Par ailleurs, l’interdit sexuel au-delà du sens premier a des sens obvies. Dans tant de religions les femmes n’ont pas le droit de prétendre au statut de prêtre, de rabbin, d’évêque, de brahmane (sauf dans les mouvances libérales ou « massorti », dans le judaïsme en particulier). Dans certaines, elle peut, certes, être vénérée comme une sainte voire comme la « Mère » de Dieu. Elle n’en accède pas pour autant à la prêtrise.

Une femme grand rabbin ou Pape serait merveille… On ne peut qu’être révolté contre le pouvoir phallique dont les hommes en religion (comme partout) usent avec une si bonne conscience depuis tant de millénaires.

Vers la fin de son livre, Julien Cheverny livre une réflexion profonde qui fait débat et qui problématise la question du licite/illicite à propos de la prostitution, de l’avortement allant jusqu’au « droit à la procréation incontrôlée des handicapés ». L’un des constats de l’auteur est que notre société permissive n’est plus une « société érotique » mais « désérotisante(…) d’abord en raison du recul des interdits et des transgressions qui les atteignent, elle l’est aussi, dans la mesure où, moins il y a de relations prohibées et d’actes défendus, moins il y a de chances pour que la preuve de l’affection amoureuse passe par l’échange sexuel » (335).

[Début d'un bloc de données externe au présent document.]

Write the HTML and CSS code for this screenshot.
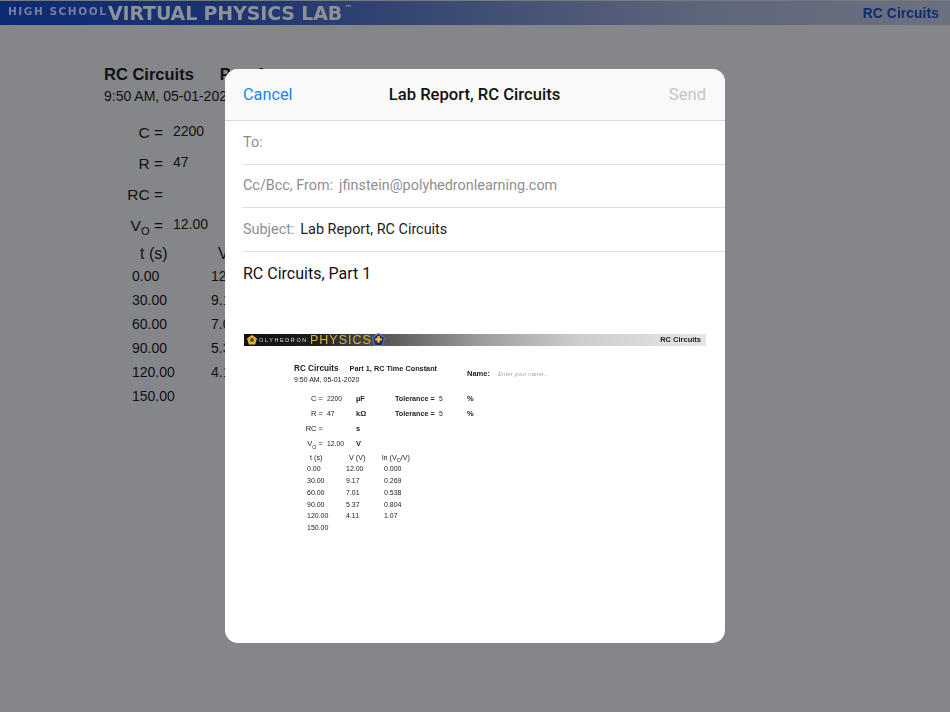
FILE: index.html
```html
<!DOCTYPE html>
<html lang="en">
<head>
  <meta charset="UTF-8" />
  <title>Lab Report, RC Circuits</title>
  <meta name="viewport" content="width=device-width, initial-scale=1.0" />
  <link rel="stylesheet" href="styles.css">
</head>
<body>
  <header class="topbar">
    <div class="brand">
      <span class="brand-small">HIGH SCHOOL</span>
      <span class="brand-big">VIRTUAL PHYSICS LAB</span><span class="brand-tm">™</span>
    </div>
    <div class="topbar-title">RC Circuits</div>
  </header>

  <!-- page behind the sheet -->
  <main class="page">
    <div class="page-title"><span>RC Circuits</span><span class="page-part">Part 1</span></div>
    <div class="page-date">9:50 AM, 05-01-2020</div>
    <div class="fields">
      <div class="f-row"><span class="f-label">C =</span><span class="f-value">2200</span></div>
      <div class="f-row"><span class="f-label">R =</span><span class="f-value">47</span></div>
      <div class="f-row"><span class="f-label">RC =</span><span class="f-value"></span></div>
      <div class="f-row"><span class="f-label">V<sub>O</sub> =</span><span class="f-value">12.00</span></div>
    </div>
    <div class="data">
      <div class="d-head"><span>t (s)</span><span>V (V)</span></div>
      <div class="d-row"><span>0.00</span><span>12.00</span></div>
      <div class="d-row"><span>30.00</span><span>9.17</span></div>
      <div class="d-row"><span>60.00</span><span>7.01</span></div>
      <div class="d-row"><span>90.00</span><span>5.37</span></div>
      <div class="d-row"><span>120.00</span><span>4.11</span></div>
      <div class="d-row"><span>150.00</span><span></span></div>
    </div>
  </main>

  <section class="sheet">
    <div class="nav">
      <span class="nav-side nav-cancel">Cancel</span>
      <span class="nav-title">Lab Report, RC Circuits</span>
      <span class="nav-side nav-send">Send</span>
    </div>
    <div class="mail-row"><span class="mail-label">To:</span></div>
    <div class="mail-row"><span class="mail-label">Cc/Bcc, From:</span><span>jfinstein@polyhedronlearning.com</span></div>
    <div class="mail-row"><span class="mail-label">Subject:</span><span class="mail-subject">Lab Report, RC Circuits</span></div>
    <div class="mail-body">RC Circuits, Part 1</div>

    <div class="banner">
      <svg class="banner-logo" width="10" height="10" viewBox="0 0 10 10"><polygon points="5,0 10,3.6 8.1,9.5 1.9,9.5 0,3.6" fill="#e3b23c"/><circle cx="5" cy="5" r="2" fill="#5b4413"/></svg>
      <span class="banner-poly">OLYHEDRON</span>
      <span class="banner-physics">PHYSICS</span>
      <svg class="banner-plus" width="13" height="13" viewBox="0 0 12 12"><polygon points="6,0.5 11.5,4.5 9.5,11.5 2.5,11.5 0.5,4.5" fill="#1d2a55" stroke="#5a78c8" stroke-width="1"/><path d="M6 2.8v6.2M2.9 5.9h6.2" stroke="#f2c230" stroke-width="2.2"/></svg>
      <span class="banner-title">RC Circuits</span>
    </div>

    <div class="mini">
      <div class="mini-head">
        <div class="mini-heading">
          <div class="mini-title"><b class="mini-name">RC Circuits</b><b>Part 1, RC Time Constant</b></div>
          <div class="mini-date">9:50 AM, 05-01-2020</div>
        </div>
        <div class="mini-student"><b>Name:</b><i>Enter your name...</i></div>
      </div>

      <div class="mini-fields">
        <span class="m-label">C =</span><span class="m-value">2200</span><span class="m-unit">µF</span><span class="m-tol">Tolerance =</span><span class="m-value">5</span><span class="m-unit">%</span>
        <span class="m-label">R =</span><span class="m-value">47</span><span class="m-unit">kΩ</span><span class="m-tol">Tolerance =</span><span class="m-value">5</span><span class="m-unit">%</span>
        <span class="m-label">RC =</span><span class="m-value"></span><span class="m-unit">s</span><span></span><span></span><span></span>
        <span class="m-label">V<sub>O</sub> =</span><span class="m-value">12.00</span><span class="m-unit">V</span><span></span><span></span><span></span>
      </div>

      <div class="mini-table">
        <b class="m-th">t (s)</b><b class="m-th">V (V)</b><b class="m-th m-th-ln">ln (V<sub>O</sub>/V)</b>
        <span>0.00</span><span>12.00</span><span>0.000</span>
        <span>30.00</span><span>9.17</span><span>0.269</span>
        <span>60.00</span><span>7.01</span><span>0.538</span>
        <span>90.00</span><span>5.37</span><span>0.804</span>
        <span>120.00</span><span>4.11</span><span>1.07</span>
        <span>150.00</span><span></span><span></span>
      </div>
    </div>
  </section>
</body>
</html>
```

FILE: styles.css
```css
html, body {
  margin: 0;
  padding: 0;
}
body {
  width: 950px;
  height: 712px;
  overflow: hidden;
  position: relative;
  background: #85868a;
  color: #111;
  font-family: "Liberation Sans", Arial, sans-serif;
}
sub {
  font-size: 0.72em;
  line-height: 0;
}

/* top bar */
.topbar {
  height: 25px;
  box-sizing: border-box;
  display: flex;
  justify-content: space-between;
  align-items: center;
  padding: 0 11px 0 8px;
  background: linear-gradient(90deg, #0d2a72 0%, #1c3470 25%, #3f4e74 50%, #5f677c 75%, #6c7180 100%);
  border-top: 1px solid #77797e;
}
.brand {
  display: flex;
  align-items: center;
  white-space: nowrap;
  color: #8e9197;
  font-family: "DejaVu Sans", sans-serif;
  font-weight: bold;
  filter: blur(0.3px);
}
.brand-small {
  font-size: 10.5px;
  letter-spacing: 1.55px;
  margin-top: -4px;
  color: #76809c;
  width: 100px;
}
.brand-big {
  font-size: 19px;
  letter-spacing: -0.15px;
  width: 237px;
}
.brand-tm {
  font-size: 7px;
  margin-top: -10px;
}
.topbar-title {
  font-size: 13.8px;
  font-weight: bold;
  color: #0e2b70;
  letter-spacing: 0.1px;
  filter: blur(0.2px);
}

/* page behind */
.page {
  padding: 39px 0 0 104px;
}
.page-title {
  display: flex;
  gap: 26px;
  font-size: 16.5px;
  line-height: 20px;
  font-weight: bold;
}
.page-date {
  font-size: 14px;
  line-height: 16px;
  margin-top: 4px;
}
.fields {
  margin-top: 16px;
}
.f-row {
  display: flex;
  height: 31px;
  align-items: flex-start;
}
.f-label {
  width: 59px;
  text-align: right;
  font-size: 15.5px;
  line-height: 24px;
  margin-top: 1px;
}
.f-value {
  margin-left: 10px;
  font-size: 14px;
  line-height: 20px;
  padding-top: 1px;
}
.data {
  margin-left: 28px;
  margin-top: 0;
}
.d-head, .d-row {
  display: grid;
  grid-template-columns: 79px 60px;
}
.d-head {
  font-size: 16px;
  line-height: 20px;
}
.d-head span:first-child {
  padding-left: 8px;
}
.d-head span:last-child {
  padding-left: 7px;
  white-space: nowrap;
}
.d-row {
  font-size: 14px;
  height: 24px;
  line-height: 24px;
}

/* mail sheet */
.sheet {
  position: absolute;
  left: 225px;
  top: 69px;
  width: 500px;
  height: 574px;
  background: #fff;
  border-radius: 13px;
  overflow: hidden;
  font-family: Roboto, "Liberation Sans", sans-serif;
}
.nav {
  height: 52px;
  box-sizing: border-box;
  display: flex;
  align-items: center;
  padding: 0 19px 0 18px;
  background: #f9f9f9;
  border-bottom: 1px solid #d8d8da;
  font-size: 16.6px;
}
.nav-side {
  flex: 1;
}
.nav-cancel {
  color: #1a82fb;
  font-size: 16.3px;
}
.nav-title {
  font-weight: 500;
  color: #111;
}
.nav-send {
  color: #c4c4c6;
  text-align: right;
}
.mail-row {
  height: 43.5px;
  box-sizing: border-box;
  display: flex;
  align-items: center;
  gap: 6px;
  margin-left: 18px;
  border-bottom: 1px solid #dcdcde;
  font-size: 14.4px;
  color: #8e8e92;
}
.mail-subject {
  color: #222;
}
.mail-body {
  margin: 12px 0 0 18px;
  font-size: 16px;
  line-height: 20px;
  color: #111;
}

/* pdf preview */
.banner {
  display: flex;
  align-items: center;
  height: 12px;
  margin: 50px 19px 0 19px;
  padding-left: 3px;
  background: linear-gradient(90deg, #111 0%, #1c1c1c 15%, #555 30%, #999 50%, #ccc 72%, #e6e6e6 100%);
  font-family: "Liberation Sans", sans-serif;
  filter: blur(0.3px);
}
.banner-poly {
  margin-left: 2px;
  font-size: 5.5px;
  letter-spacing: 1.6px;
  color: #ddd;
  width: 51px;
}
.banner-physics {
  font-size: 12.5px;
  letter-spacing: 1px;
  color: #d9b23f;
  margin-right: 2px;
  width: 60px;
}
.banner-title {
  margin-left: auto;
  margin-right: 5px;
  font-size: 7.5px;
  font-weight: bold;
  color: #222;
}
.mini {
  padding: 18px 0 0 69px;
  font-family: "Liberation Sans", sans-serif;
  font-size: 7px;
  color: #222;
  filter: blur(0.25px);
}
.mini-head {
  display: flex;
}
.mini-heading {
  width: 173px;
}
.mini-title {
  display: flex;
  gap: 11px;
  align-items: baseline;
  font-size: 7.3px;
  line-height: 10px;
}
.mini-name {
  font-size: 8.2px;
}
.mini-date {
  margin-top: 1px;
  line-height: 10px;
  font-size: 7px;
}
.mini-student {
  display: flex;
  gap: 8px;
  align-items: baseline;
  padding-top: 5px;
  font-size: 7.5px;
}
.mini-student i {
  font-size: 6.2px;
  color: #aaa;
}
.mini-fields {
  display: grid;
  grid-template-columns: 29px 33px 39px 40px 32px 20px;
  grid-auto-rows: 15px;
  margin: 6px 0 0 0;
  align-items: center;
  font-size: 7.5px;
}
.m-label {
  text-align: right;
  font-size: 7.5px;
  white-space: nowrap;
}
.m-value {
  padding-left: 4px;
  font-size: 6.8px;
}
.m-unit {
  font-weight: bold;
  font-size: 7.5px;
  margin-top: 1px;
}
.m-tol {
  font-weight: bold;
  white-space: nowrap;
  font-size: 7.2px;
}
.mini-table {
  display: grid;
  grid-template-columns: 39px 38px 40px;
  grid-auto-rows: 11.8px;
  margin: 1px 0 0 13px;
  line-height: 11.8px;
  font-size: 7px;
}
.m-th {
  font-size: 7.2px;
  font-weight: normal;
  white-space: nowrap;
  padding-left: 3px;
}
.m-th-ln {
  padding-left: 0;
  margin-left: -2px;
}
```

Le constat est grave, qui ne donne que plus de poids sans doute aux inflexibilités des tenants des religions, mais cela excuse-t-il ces hommes qui s’en sont déclarés unilatéralement depuis des millénaires les gardiens de l’auctoritas, contraignant la femme dans un rôle qui n’a rien de prédestiné mais qui est, au contraire, intolérable au regard de le vraie foi autant qu’au regard de la morale laïque la plus haute, qui est impartiale et ne doit à aucun moment faire cas du genre dans la répartition des pouvoirs?

La somme de Julien Cheverny ouvre là un débat des plus capitaux, car il y va de l’avenir de notre civilisation.